Ovid Sandwich wins Subway contest

Photo by Stephanie Backus.

Two Ovid Bell employees were beaming last week, after finding out a sandwich they created won a regional contest.

The contest was sponsored by Subway's in Mid-Missouri, and stores from as far away as Branson participated. The contest had five breakfast sandwiches on the menu and the one that people purchased the most won.

"Ovid Bell had employees create these breakfast sandwiches for an internal contest," said Parrot Ripsch, one of the creators of the Ovid. "Then we had internal judging to decide which of the five we should choose to submit to the regional contest."
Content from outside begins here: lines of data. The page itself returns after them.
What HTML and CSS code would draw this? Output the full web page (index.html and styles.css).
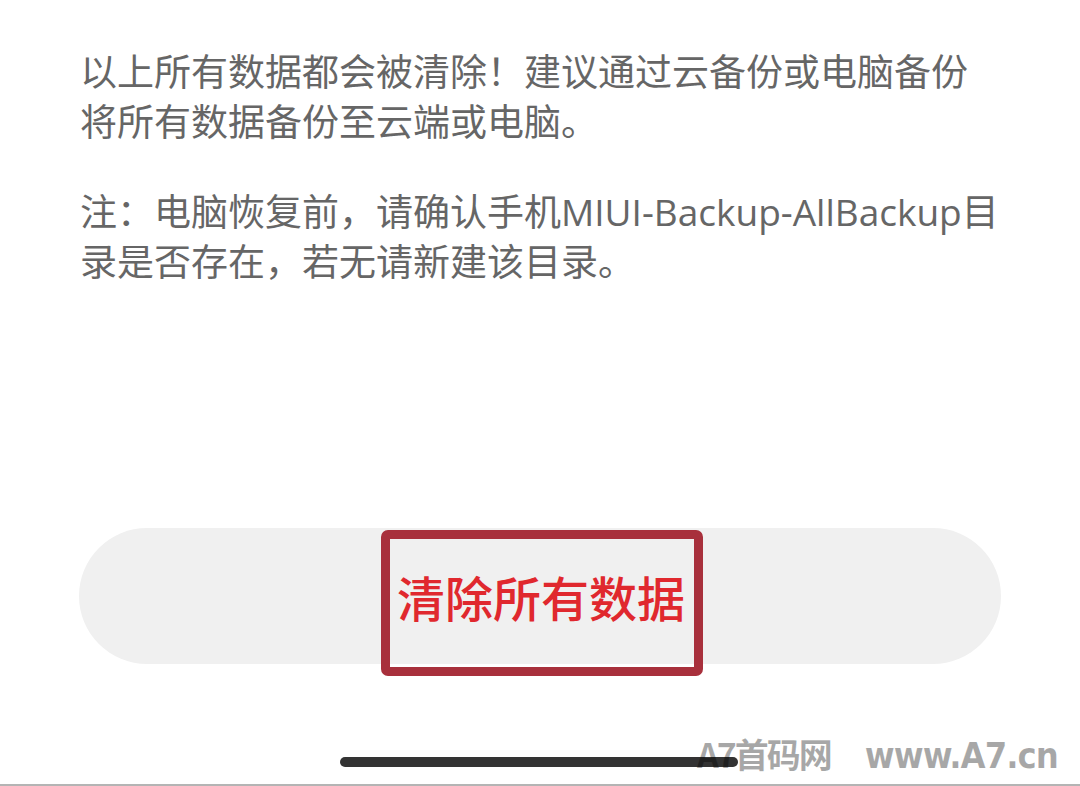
FILE: index.html
```html
<!DOCTYPE html>
<html lang="zh-CN">

<head>
    <meta charset="UTF-8">
    <meta name="viewport" content="width=device-width, initial-scale=1.0">
    <title>清除所有数据</title>
    <link rel="stylesheet" href="styles.css">
</head>

<body>
    <div class="page">
        <div class="notice">
            <p>以上所有数据都会被清除！建议通过云备份或电脑备份将所有数据备份至云端或电脑。</p>
            <p>注：电脑恢复前，请确认手机MIUI-Backup-AllBackup目录是否存在，若无请新建该目录。</p>
        </div>

        <div class="actions">
            <button class="clear-btn">清除所有数据</button>
            <div class="mark"></div>
        </div>

        <div class="bottom">
            <div class="home-bar"></div>
            <div class="watermark"><span class="wm-name">A7首码网</span><span class="wm-url">www.A7.cn</span></div>
        </div>
    </div>
</body>

</html>
```

FILE: styles.css
```css
* {
    padding: 0;
    margin: 0;
    box-sizing: border-box;
}

body {
    background: #fff;
    font-family: "Noto Sans CJK SC", "Noto Sans", sans-serif;
}

.page {
    width: 1080px;
    height: 786px;
    display: flex;
    flex-direction: column;
    border-bottom: 2px solid #b4b4b4;
    overflow: hidden;
}

/* 拉丁字母用 Open Sans，汉字回落到思源黑体 */
.notice {
    padding: 47px 80px 0 80px;
    color: #666;
    font-family: "Open Sans", "Noto Sans CJK SC", sans-serif;
    font-size: 37px;
    line-height: 50px;
}

.notice p+p {
    margin-top: 40px;
}

.actions {
    position: relative;
    margin: 241px 79px 0 79px;
}

.clear-btn {
    display: block;
    width: 100%;
    height: 136px;
    border: none;
    border-radius: 68px;
    background: #f0f0f0;
    color: #e0282e;
    font-family: "Noto Sans CJK SC", sans-serif;
    font-size: 48px;
    font-weight: 500;
    padding-left: 2px;
}

/* 红框标注 */
.mark {
    position: absolute;
    left: 302px;
    top: 2px;
    width: 322px;
    height: 146px;
    border: 9px solid #a8303c;
    border-radius: 7px;
}

.bottom {
    position: relative;
    height: 88px;
}

.home-bar {
    position: absolute;
    left: 340px;
    top: 93px;
    width: 398px;
    height: 10px;
    border-radius: 5px;
    background: #333;
}

.watermark {
    position: absolute;
    left: 697px;
    top: 68px;
    display: flex;
    align-items: baseline;
    gap: 34px;
    color: rgba(0, 0, 0, .34);
    font-weight: bold;
    line-height: 44px;
}

.wm-name {
    font-family: "Noto Sans CJK SC", sans-serif;
    font-size: 34px;
    letter-spacing: -2px;
}

.wm-url {
    font-family: "DejaVu Sans Condensed", "DejaVu Sans", sans-serif;
    font-size: 36px;
    letter-spacing: -1px;
}
```
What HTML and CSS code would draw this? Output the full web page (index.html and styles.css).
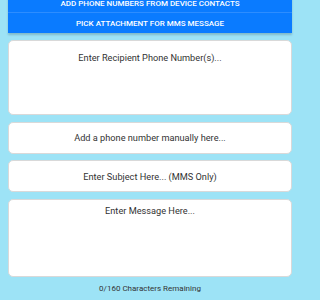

Ripsch, of Fulton, and Ryan White, of Jefferson City, were excited to know their sandwich was chosen.

Then, locally, several sandwiches competed to find the finalists. Then, the sandwiches were put on the menu at Subway's across Mid-Missouri, with a few outlying stores participating in other parts of the state.

This week, Ovid Bell was informed they won the contest. The sandwich will be on the permanent breakfast menu at Subways in Missouri starting next month.

But this isn't the end of the creators of the Ovid.

"We have a song created that we're going to make into a YouTube video," Ripsch said. "It's called the O-V-I-D and the tune is the YMCA song."

Ripsch has contacted choral organizations across Callaway County and plans to have one of them recorded while singing the lyrics.

Then, he wants to use organizations and businesses around Fulton to finish the video.

"We want to go around to the businesses to record them doing the chorus of the O-V-I-D," Ripsch said.

News of the video has gone up the Subway food chain, right to the creator of the franchise.

"We were telling Fred Deluca about the contest and how well it had done," said Mike Honeywell, spokesperson for Mid-Missouri Subways. "He asked us about the sandwiches and the public interest and we mentioned that one of the groups was creating a YouTube video and he stopped and wanted to know all about it. So I sent him the lyrics and he said he wanted to see the link when it was up."

For Ripsch, winning was not just about winning.

"This is a win-win for us," Ripsch said. "The employees really supported us and Fulton did, too. But really, it's the opportunity to get the company and community in the limelight that was important."

White, a Jefferson City resident, said the sandwich won because people liked the taste.

"We knew what we liked and we made that into a sandwich. Fortunately, other people liked the same thing."